The racism being exacerbated by the housing crisis is significant; the microaggressions, verbal and physical harassment, and social exclusion that it supports have direct impacts on the physical and mental well-being of its victims. Microaggressions are known to be a cause of high-stress and anxiety. The Immigration Council reported two suicide attempts “as a direct result of racially motivated anti-social behaviour”. The societal impact at large is also clear. In 2004, the Citizenship Referendum removed the right to citizenship from hundreds of children born in Ireland with foreign-born parents. Today, this rhetoric is a mirror to the line of thinking that won Brexit for the ‘vote leave’ campaign in the UK, in 2016. Ireland leaving the EU is almost unimaginable, but the same might have been said about the UK fifteen years earlier. Brexit is an example of how extreme consequences can stem from seemingly innocent rhetoric.

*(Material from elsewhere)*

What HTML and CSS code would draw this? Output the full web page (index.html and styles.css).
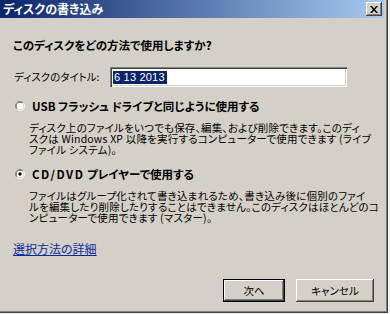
FILE: index.html
```html
<!DOCTYPE html>
<html lang="ja">
<head>
<meta charset="utf-8">
<title>ディスクの書き込み</title>
<link rel="stylesheet" href="styles.css">
</head>
<body>
<div class="window">
  <div class="titlebar">
    <span class="title">ディスクの書き込み</span>
    <span class="close"><svg width="8" height="7" viewBox="0 0 8 7"><path d="M0 0h2l2 2.4L6 0h2L5 3.5 8 7H6L4 4.6 2 7H0l3-3.5z" fill="#000"/></svg></span>
  </div>
  <div class="content">
    <div class="heading">このディスクをどの方法で使用しますか?</div>
    <div class="title-row">
      <span class="field-label">ディスクのタイトル:</span>
      <div class="input"><span class="sel">6 13 2013</span></div>
    </div>
    <div class="radio-row first">
      <svg class="radio" width="10" height="10" viewBox="0 0 12 12">
        <path d="M2.11 9.89A5.5 5.5 0 0 1 9.89 2.11" fill="none" stroke="#808080"/>
        <path d="M9.89 2.11A5.5 5.5 0 0 1 2.11 9.89" fill="none" stroke="#ffffff"/>
        <path d="M2.82 9.18A4.5 4.5 0 0 1 9.18 2.82" fill="none" stroke="#404040"/>
        <path d="M9.18 2.82A4.5 4.5 0 0 1 2.82 9.18" fill="none" stroke="#d4d0c8"/>
        <circle cx="6" cy="6" r="4" fill="#fff"/>
      </svg>
      <span class="opt-label">USB フラッシュ ドライブと同じように使用する</span>
    </div>
    <p class="desc">ディスク上のファイルをいつでも保存、編集、および削除できます。このディ<br>スクは Windows XP 以降を実行するコンピューターで使用できます (ライブ<br>ファイル システム)。</p>
    <div class="radio-row second">
      <svg class="radio" width="10" height="10" viewBox="0 0 12 12">
        <path d="M2.11 9.89A5.5 5.5 0 0 1 9.89 2.11" fill="none" stroke="#808080"/>
        <path d="M9.89 2.11A5.5 5.5 0 0 1 2.11 9.89" fill="none" stroke="#ffffff"/>
        <path d="M2.82 9.18A4.5 4.5 0 0 1 9.18 2.82" fill="none" stroke="#404040"/>
        <path d="M9.18 2.82A4.5 4.5 0 0 1 2.82 9.18" fill="none" stroke="#d4d0c8"/>
        <circle cx="6" cy="6" r="4" fill="#fff"/>
        <circle cx="6" cy="6" r="2" fill="#000"/>
      </svg>
      <span class="opt-label"><span class="lat">CD/DVD</span> プレイヤーで使用する</span>
    </div>
    <p class="desc">ファイルはグループ化されて書き込まれるため、書き込み後に個別のファイ<br>ルを編集したり削除したりすることはできません。このディスクはほとんどのコ<br>ンピューターで使用できます (マスター)。</p>
    <a class="link" href="#">選択方法の詳細</a>
    <div class="buttons">
      <button class="btn default"><span class="btn-face">次へ</span></button>
      <button class="btn cancel"><span class="btn-face">キャンセル</span></button>
    </div>
  </div>
</div>
</body>
</html>
```

FILE: styles.css
```css
html, body {
  margin: 0;
  padding: 0;
}
body {
  background: #f2f2f2;
  font-family: "Noto Sans CJK JP", "Noto Sans", sans-serif;
  font-size: 10.5px;
  color: #000;
  font-feature-settings: "palt";
}
.window {
  width: 388px;
  height: 313px;
  box-sizing: border-box;
  padding: 0 4px 4px 0;
  background: #d4d0c8;
  box-shadow: inset -1px -1px 0 #404040, inset -2px -2px 0 #808080;
  display: flex;
  flex-direction: column;
}
.titlebar {
  height: 18px;
  flex: none;
  background: linear-gradient(to right, #0a246a, #a6caf0);
  display: flex;
  align-items: center;
  justify-content: space-between;
  padding: 0 2px 0 3px;
}
.title {
  color: #fff;
  font-weight: bold;
  font-size: 12px;
  line-height: 14px;
}
.close {
  width: 16px;
  height: 14px;
  box-sizing: border-box;
  background: #d4d0c8;
  box-shadow: inset -1px -1px 0 #404040, inset 1px 1px 0 #ffffff, inset -2px -2px 0 #808080;
  display: flex;
  align-items: center;
  justify-content: center;
}
.close svg {
  display: block;
  margin-left: -1px;
}
.content {
  flex: 1;
  padding-left: 13px;
  display: flex;
  flex-direction: column;
}
.heading {
  margin-top: 20px;
  font-weight: bold;
  font-size: 11.5px;
  line-height: 14px;
}
.title-row {
  margin-top: 15px;
  display: flex;
  align-items: center;
  height: 20px;
}
.field-label {
  margin-left: 1px;
  width: 96px;
  line-height: 12px;
}
.input {
  width: 237px;
  height: 20px;
  box-sizing: border-box;
  background: #fff;
  box-shadow: inset 1px 1px 0 #808080, inset 2px 2px 0 #404040, inset -1px -1px 0 #ffffff, inset -2px -2px 0 #d4d0c8;
  padding: 2px 3px;
  display: flex;
  align-items: center;
}
.sel {
  background: #0a246a;
  color: #fff;
  font-family: "Liberation Sans", Arial, sans-serif;
  font-size: 11px;
  line-height: 13px;
  height: 13px;
  padding: 0 2px 0 1px;
  letter-spacing: 0.2px;
}
.radio-row {
  display: flex;
  align-items: center;
  height: 12px;
}
.radio-row.first {
  margin-top: 13px;
}
.radio-row.second {
  margin-top: 13px;
}
.radio {
  display: block;
  margin-left: 2px;
  margin-right: 7px;
}
.opt-label {
  font-weight: bold;
  font-size: 11.5px;
  line-height: 12px;
}
.lat {
  letter-spacing: 1.5px;
}
.desc {
  margin: 10px 0 0 16px;
  line-height: 11px;
  white-space: nowrap;
  letter-spacing: 0.2px;
}
.link {
  margin-top: 20px;
  align-self: flex-start;
  color: #0b2b9a;
  text-decoration: underline;
  font-size: 12px;
  line-height: 12px;
}
.buttons {
  margin-top: 24px;
  display: flex;
  justify-content: flex-end;
  gap: 11px;
  padding-right: 10px;
}
.btn {
  margin: 0;
  padding: 0;
  border: none;
  background: #d4d0c8;
  font-family: inherit;
  font-size: 10.5px;
  font-feature-settings: "palt";
  color: #000;
  height: 23px;
  box-sizing: border-box;
  box-shadow: inset -1px -1px 0 #404040, inset 1px 1px 0 #ffffff, inset -2px -2px 0 #808080;
}
.btn.default {
  width: 62px;
  border: 1px solid #000;
}
.btn.cancel {
  width: 78px;
}
.btn-face {
  display: block;
  line-height: 12px;
}
```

Ireland has a housing system that cannot adequately help everyone, but immigrants are not to blame. The anger at the situation that is often misplaced onto minorities and immigrants can be understood, the housing crisis is exhaustive and never-ending, however this anger must be correctly aimed. It is the Irish government who have failed time and time again to create a housing policy that can solve the crisis. Since the formation of the Irish State over 100 years ago, only Fianna Fáil, Fine Gael, or both, have had a majority in government. They have overseen the beginning of the Irish housing crisis and have been the key policymakers behind every housing policy. Their current housing policy, ‘Housing for All’, is more of the same policies that started the housing crisis. They are once again catering to vulture funds and ignoring the most vulnerable. It is time for a change in discourse surrounding the housing crisis, to step away from stale governments, tame policies, and profit-making schemes, and toward policies that are committed to providing social-housing schemes, affordable living, and reduced inequalities. This country is in a housing crisis because of a broken housing system, which, alongside the racist rhetoric it has fuelled, must be entirely scrapped.